**WHAT IS EXPECTED**
Everything from the line containing "Clone this screenshot" down to the line containing "const steps = ['Step" is to be returned exactly; include both boundary lines and leave out all others.
_ _ _ _ _
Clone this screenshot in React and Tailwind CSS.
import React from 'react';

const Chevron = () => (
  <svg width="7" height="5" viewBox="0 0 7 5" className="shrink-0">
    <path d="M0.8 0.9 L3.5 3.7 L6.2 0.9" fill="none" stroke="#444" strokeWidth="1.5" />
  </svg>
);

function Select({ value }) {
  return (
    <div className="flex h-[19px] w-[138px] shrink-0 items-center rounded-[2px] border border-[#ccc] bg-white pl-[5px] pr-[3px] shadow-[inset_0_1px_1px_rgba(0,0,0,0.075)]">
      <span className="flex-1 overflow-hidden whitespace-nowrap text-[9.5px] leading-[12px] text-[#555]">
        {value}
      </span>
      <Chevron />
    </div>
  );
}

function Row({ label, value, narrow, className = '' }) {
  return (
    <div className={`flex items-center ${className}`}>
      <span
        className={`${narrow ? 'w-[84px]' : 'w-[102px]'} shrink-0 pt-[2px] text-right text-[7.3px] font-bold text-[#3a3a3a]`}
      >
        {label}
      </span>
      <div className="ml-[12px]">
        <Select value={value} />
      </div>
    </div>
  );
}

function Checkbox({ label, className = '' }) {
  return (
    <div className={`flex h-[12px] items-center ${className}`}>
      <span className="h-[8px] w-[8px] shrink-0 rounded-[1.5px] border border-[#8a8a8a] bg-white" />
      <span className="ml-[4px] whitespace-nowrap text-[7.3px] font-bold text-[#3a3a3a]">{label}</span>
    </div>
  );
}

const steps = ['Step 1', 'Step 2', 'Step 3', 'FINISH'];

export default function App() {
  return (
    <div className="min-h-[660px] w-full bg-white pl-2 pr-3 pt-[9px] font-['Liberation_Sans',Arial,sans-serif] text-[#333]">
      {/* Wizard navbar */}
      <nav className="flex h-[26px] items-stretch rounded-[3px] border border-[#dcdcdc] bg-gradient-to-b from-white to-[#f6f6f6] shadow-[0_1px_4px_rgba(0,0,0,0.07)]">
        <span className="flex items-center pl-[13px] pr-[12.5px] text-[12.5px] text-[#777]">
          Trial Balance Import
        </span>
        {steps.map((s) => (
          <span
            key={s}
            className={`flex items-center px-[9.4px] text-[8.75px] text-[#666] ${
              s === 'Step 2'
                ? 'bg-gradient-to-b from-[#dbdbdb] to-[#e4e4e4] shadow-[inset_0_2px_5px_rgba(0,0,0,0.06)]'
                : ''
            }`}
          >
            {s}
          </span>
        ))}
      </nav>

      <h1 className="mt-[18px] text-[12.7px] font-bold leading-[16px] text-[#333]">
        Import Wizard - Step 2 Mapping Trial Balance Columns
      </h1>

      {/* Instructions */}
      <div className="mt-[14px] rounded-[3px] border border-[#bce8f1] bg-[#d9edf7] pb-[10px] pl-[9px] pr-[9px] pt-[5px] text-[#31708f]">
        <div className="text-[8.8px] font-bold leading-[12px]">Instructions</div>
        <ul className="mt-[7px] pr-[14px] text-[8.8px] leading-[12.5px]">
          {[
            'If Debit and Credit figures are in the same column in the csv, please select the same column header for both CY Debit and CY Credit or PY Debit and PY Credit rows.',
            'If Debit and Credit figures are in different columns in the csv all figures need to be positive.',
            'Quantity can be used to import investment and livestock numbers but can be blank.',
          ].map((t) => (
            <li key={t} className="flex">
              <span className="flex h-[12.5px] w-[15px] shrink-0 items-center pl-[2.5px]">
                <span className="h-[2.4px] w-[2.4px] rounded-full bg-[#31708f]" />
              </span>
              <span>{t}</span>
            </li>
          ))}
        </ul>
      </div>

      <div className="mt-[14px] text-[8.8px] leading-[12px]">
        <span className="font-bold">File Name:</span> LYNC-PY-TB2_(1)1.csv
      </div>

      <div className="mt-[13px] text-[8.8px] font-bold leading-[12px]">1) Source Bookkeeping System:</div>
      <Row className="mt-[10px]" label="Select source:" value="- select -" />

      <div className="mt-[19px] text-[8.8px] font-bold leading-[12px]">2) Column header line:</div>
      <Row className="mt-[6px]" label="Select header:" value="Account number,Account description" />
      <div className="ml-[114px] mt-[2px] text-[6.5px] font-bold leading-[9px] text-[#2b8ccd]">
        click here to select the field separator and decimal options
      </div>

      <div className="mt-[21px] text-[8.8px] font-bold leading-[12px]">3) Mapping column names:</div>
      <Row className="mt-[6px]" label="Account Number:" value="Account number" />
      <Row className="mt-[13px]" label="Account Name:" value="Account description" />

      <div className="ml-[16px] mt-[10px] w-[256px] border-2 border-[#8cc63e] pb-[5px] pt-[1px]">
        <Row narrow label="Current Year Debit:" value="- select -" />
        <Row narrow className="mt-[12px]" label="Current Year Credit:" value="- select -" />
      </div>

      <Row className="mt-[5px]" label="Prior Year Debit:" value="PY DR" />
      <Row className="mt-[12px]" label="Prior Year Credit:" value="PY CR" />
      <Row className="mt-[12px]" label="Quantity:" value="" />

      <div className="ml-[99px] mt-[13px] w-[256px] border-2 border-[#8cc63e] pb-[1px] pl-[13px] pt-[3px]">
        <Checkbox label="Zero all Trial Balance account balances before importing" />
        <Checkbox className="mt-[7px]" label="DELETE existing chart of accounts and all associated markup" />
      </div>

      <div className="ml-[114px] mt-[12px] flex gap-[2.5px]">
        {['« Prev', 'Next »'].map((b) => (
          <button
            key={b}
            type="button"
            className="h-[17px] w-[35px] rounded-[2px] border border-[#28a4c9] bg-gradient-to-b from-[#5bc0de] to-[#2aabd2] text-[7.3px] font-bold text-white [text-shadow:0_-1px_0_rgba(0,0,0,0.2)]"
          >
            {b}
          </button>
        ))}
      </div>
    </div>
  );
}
_ _ _ _ _
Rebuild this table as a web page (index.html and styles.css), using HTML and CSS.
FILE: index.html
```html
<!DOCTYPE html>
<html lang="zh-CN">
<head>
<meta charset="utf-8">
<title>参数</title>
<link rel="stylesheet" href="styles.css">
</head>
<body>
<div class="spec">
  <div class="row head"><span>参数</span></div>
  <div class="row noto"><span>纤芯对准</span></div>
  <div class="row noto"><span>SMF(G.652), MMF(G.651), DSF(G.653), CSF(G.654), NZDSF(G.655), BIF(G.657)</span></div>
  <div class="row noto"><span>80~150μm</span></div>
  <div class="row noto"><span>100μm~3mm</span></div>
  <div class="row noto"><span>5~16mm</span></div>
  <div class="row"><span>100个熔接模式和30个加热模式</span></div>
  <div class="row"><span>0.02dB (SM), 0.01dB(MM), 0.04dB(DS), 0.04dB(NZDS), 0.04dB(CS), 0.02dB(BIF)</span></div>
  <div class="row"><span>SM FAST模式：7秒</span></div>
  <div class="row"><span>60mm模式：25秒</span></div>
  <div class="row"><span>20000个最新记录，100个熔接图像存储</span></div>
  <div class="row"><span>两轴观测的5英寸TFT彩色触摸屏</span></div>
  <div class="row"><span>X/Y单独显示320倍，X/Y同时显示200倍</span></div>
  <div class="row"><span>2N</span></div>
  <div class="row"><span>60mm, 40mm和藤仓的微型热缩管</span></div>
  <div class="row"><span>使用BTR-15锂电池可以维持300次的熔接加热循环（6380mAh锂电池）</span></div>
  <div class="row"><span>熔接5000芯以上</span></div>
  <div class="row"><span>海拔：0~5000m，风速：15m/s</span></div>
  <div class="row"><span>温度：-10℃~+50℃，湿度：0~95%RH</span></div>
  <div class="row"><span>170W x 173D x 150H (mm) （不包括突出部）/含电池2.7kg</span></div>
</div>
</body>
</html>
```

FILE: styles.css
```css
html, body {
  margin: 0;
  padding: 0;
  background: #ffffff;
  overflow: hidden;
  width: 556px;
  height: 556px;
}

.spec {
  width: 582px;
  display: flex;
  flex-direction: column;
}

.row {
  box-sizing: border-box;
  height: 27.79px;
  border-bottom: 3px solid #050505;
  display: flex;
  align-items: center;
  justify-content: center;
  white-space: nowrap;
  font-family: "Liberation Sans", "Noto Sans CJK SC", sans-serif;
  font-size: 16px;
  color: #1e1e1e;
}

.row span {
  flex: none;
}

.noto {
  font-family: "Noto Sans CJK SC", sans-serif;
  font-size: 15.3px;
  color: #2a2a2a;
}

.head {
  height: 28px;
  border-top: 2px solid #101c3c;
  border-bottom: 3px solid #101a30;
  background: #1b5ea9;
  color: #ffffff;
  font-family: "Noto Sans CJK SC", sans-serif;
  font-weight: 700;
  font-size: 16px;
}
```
_ _ _ _ _
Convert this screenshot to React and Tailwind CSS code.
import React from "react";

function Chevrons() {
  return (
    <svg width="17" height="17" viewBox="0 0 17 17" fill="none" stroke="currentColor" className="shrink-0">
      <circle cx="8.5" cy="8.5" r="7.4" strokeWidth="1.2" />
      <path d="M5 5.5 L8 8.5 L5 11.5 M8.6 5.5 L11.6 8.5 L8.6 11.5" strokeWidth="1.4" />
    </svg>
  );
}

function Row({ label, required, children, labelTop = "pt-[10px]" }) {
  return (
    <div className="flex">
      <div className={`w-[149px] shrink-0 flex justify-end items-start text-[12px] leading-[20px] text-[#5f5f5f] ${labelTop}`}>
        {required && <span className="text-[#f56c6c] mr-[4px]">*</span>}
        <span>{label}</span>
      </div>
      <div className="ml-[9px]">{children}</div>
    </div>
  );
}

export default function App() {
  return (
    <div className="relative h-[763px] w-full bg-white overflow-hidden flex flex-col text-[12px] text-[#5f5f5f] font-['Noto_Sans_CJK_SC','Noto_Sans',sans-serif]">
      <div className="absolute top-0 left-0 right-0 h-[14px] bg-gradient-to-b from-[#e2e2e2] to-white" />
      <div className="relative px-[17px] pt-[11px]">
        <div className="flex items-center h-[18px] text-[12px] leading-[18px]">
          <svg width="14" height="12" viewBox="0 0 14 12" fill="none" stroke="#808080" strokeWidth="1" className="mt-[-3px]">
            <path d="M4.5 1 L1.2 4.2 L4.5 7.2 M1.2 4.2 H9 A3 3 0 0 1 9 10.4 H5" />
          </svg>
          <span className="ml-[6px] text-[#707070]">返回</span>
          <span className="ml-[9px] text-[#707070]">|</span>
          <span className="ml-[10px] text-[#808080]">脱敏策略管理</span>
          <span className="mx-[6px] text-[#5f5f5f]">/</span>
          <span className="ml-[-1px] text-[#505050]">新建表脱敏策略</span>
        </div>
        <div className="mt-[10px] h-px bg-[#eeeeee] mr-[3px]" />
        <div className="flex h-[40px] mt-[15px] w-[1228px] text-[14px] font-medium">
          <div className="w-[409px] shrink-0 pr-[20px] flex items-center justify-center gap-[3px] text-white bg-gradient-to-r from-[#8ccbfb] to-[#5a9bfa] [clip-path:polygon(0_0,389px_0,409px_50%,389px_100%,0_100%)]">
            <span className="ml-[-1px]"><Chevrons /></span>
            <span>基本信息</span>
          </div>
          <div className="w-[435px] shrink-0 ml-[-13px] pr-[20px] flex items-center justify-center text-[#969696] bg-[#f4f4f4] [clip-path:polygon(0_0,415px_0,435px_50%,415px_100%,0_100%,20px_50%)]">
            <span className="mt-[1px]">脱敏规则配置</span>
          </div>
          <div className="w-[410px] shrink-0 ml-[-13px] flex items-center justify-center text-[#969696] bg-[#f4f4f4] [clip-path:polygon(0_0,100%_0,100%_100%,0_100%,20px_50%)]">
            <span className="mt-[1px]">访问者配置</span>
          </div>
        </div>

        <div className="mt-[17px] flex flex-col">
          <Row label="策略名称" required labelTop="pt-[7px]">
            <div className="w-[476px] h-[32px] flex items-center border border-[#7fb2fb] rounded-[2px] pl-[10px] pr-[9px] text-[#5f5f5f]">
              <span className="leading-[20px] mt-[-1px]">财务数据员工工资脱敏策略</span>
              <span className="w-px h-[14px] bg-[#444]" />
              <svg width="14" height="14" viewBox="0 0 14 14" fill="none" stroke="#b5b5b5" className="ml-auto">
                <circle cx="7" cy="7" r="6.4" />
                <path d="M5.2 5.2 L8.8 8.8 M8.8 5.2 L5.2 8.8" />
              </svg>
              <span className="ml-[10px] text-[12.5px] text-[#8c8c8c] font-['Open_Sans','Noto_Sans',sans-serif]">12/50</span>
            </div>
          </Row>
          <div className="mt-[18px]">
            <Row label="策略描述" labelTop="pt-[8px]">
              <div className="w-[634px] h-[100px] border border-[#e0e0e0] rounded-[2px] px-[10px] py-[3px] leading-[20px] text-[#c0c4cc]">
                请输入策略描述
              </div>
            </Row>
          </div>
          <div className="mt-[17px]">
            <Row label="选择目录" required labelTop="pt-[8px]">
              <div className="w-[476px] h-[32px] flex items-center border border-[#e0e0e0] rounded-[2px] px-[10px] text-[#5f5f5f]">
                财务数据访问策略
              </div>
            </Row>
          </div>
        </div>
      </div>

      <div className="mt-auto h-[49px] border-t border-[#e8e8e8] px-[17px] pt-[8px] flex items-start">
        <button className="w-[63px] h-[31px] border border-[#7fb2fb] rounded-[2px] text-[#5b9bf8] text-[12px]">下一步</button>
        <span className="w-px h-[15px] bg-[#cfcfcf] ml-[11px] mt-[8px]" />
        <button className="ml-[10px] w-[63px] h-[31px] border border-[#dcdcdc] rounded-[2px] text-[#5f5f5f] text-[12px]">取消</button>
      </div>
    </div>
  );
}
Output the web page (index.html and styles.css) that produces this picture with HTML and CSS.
_ _ _ _ _
**RESULT OF THIS EXERCISE**
Clone this screenshot in React and Tailwind CSS.
import React from 'react';

const Chevron = () => (
  <svg width="7" height="5" viewBox="0 0 7 5" className="shrink-0">
    <path d="M0.8 0.9 L3.5 3.7 L6.2 0.9" fill="none" stroke="#444" strokeWidth="1.5" />
  </svg>
);

function Select({ value }) {
  return (
    <div className="flex h-[19px] w-[138px] shrink-0 items-center rounded-[2px] border border-[#ccc] bg-white pl-[5px] pr-[3px] shadow-[inset_0_1px_1px_rgba(0,0,0,0.075)]">
      <span className="flex-1 overflow-hidden whitespace-nowrap text-[9.5px] leading-[12px] text-[#555]">
        {value}
      </span>
      <Chevron />
    </div>
  );
}

function Row({ label, value, narrow, className = '' }) {
  return (
    <div className={`flex items-center ${className}`}>
      <span
        className={`${narrow ? 'w-[84px]' : 'w-[102px]'} shrink-0 pt-[2px] text-right text-[7.3px] font-bold text-[#3a3a3a]`}
      >
        {label}
      </span>
      <div className="ml-[12px]">
        <Select value={value} />
      </div>
    </div>
  );
}

function Checkbox({ label, className = '' }) {
  return (
    <div className={`flex h-[12px] items-center ${className}`}>
      <span className="h-[8px] w-[8px] shrink-0 rounded-[1.5px] border border-[#8a8a8a] bg-white" />
      <span className="ml-[4px] whitespace-nowrap text-[7.3px] font-bold text-[#3a3a3a]">{label}</span>
    </div>
  );
}

const steps = ['Step 1', 'Step 2', 'Step 3', 'FINISH'];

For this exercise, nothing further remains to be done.